The IP Over NBMA (ION) Archive

Cell Relay Retreat>ION Archive>month:1997-Nov> msg00087



[Date Prev][Date Next][Thread Prev][Thread Next]  
  [Date Index][Thread Index][Author Index][Subject Index]

Anycast & NHRP

  • From: Albert Manfredi <manfredi@arl.bna.boeing.com>
  • Date: Mon, 24 Nov 1997 15:18:09 -0500
  • CC: ion@nexen.com
  • Organization: Boeing North American

Joel Halpern wrote:

[ ... ]

> > If one specifies only anycast or static configuration, for
> > registration, is one not guaranteed that the NHS will be in the same
> > LIS as the NHC?
>
> NO.  For a simple example if one had a private corporate ATM network, one
> might well use a single anycast address for all NHS.  Hence when one
> connected using anycast, one might get any NHS, not necessarily one that
> is serving you home LAG.
> If we require one anycast per LAG, we might as well not bother.

Okay, point taken, but that wasn't the crucial part. If you have a
corporate network with very few egress points, then it's clear that
having an NHS per LIS is not important. The ultimate goal of that
NHS to LIS ratio is, I think, to ensure that the ATM shortcut be
established based on a sensible route. Since ATM knows nothing about
the L3 topology, having the IP frame take the "correct" IP route
before establishing the best ATM shortcut makes a lot of sense.
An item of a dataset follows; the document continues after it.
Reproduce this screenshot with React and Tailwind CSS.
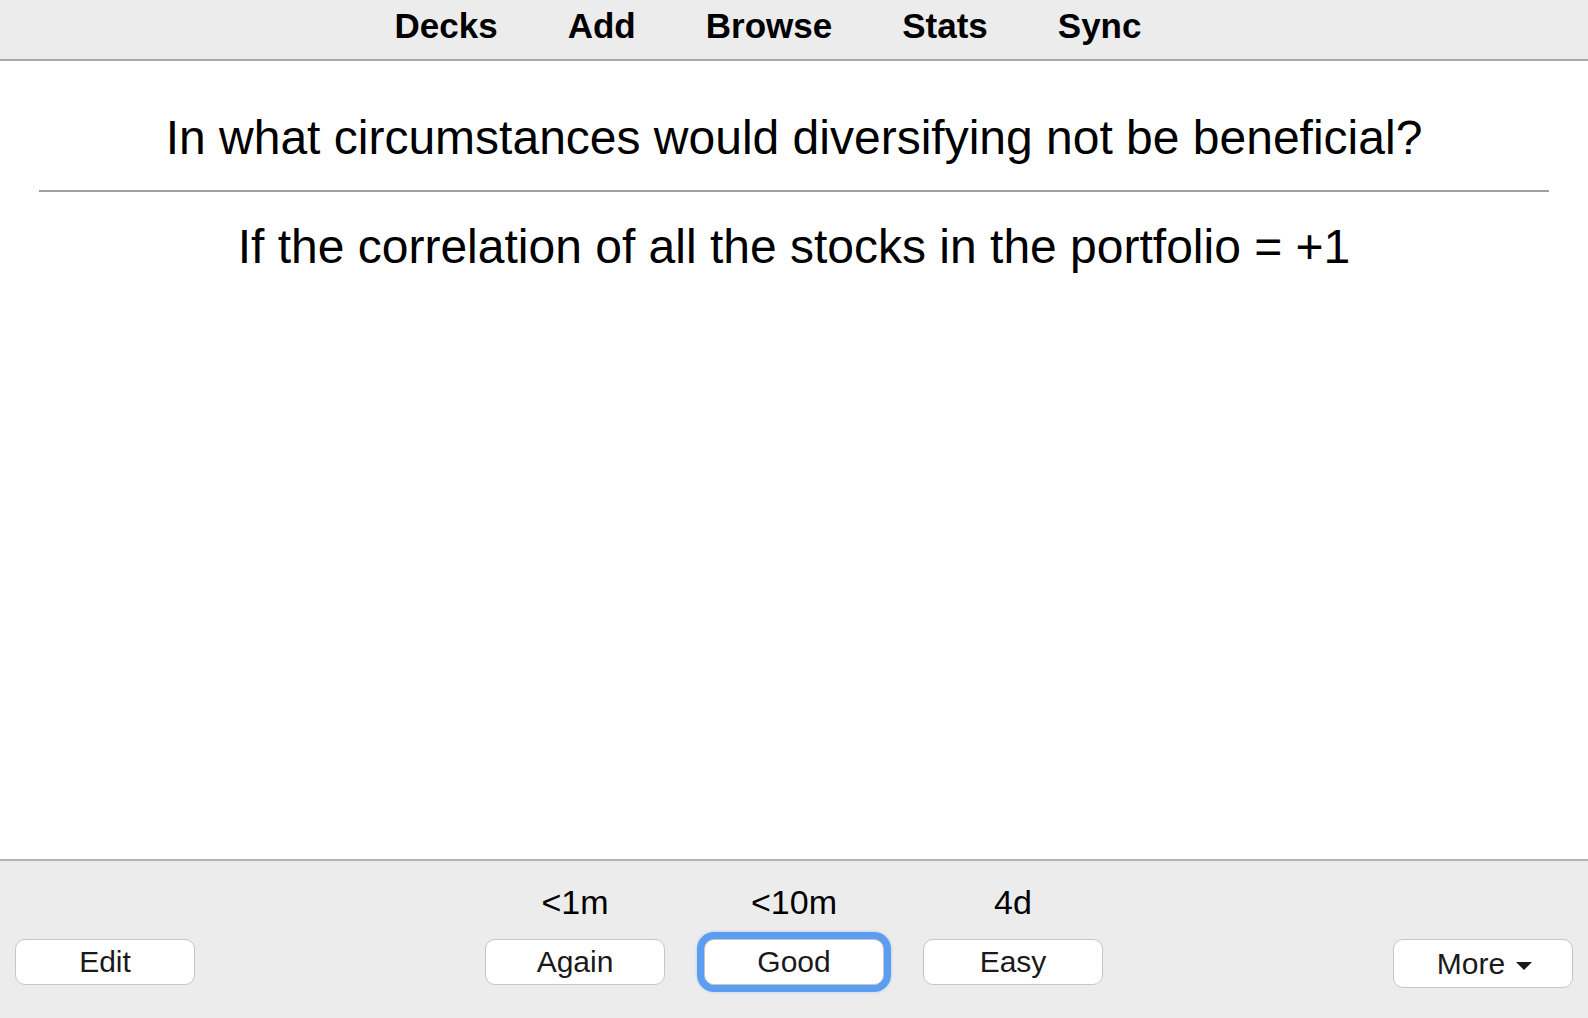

In a large corporate ATM net with few egress points, each LIS would
not need an NHS to ensure an optimum (or just plain workable)
shortcut. The large corporate net is not a crucial part of the
Internet's infrastructure.

Still, the fundamental point I think remains: static configuration
and anycast alone ought to be specified for NHRP registration. I
don't disagree with you that the behavior of multicast shouldn't be
investigated. I merely question its relevance.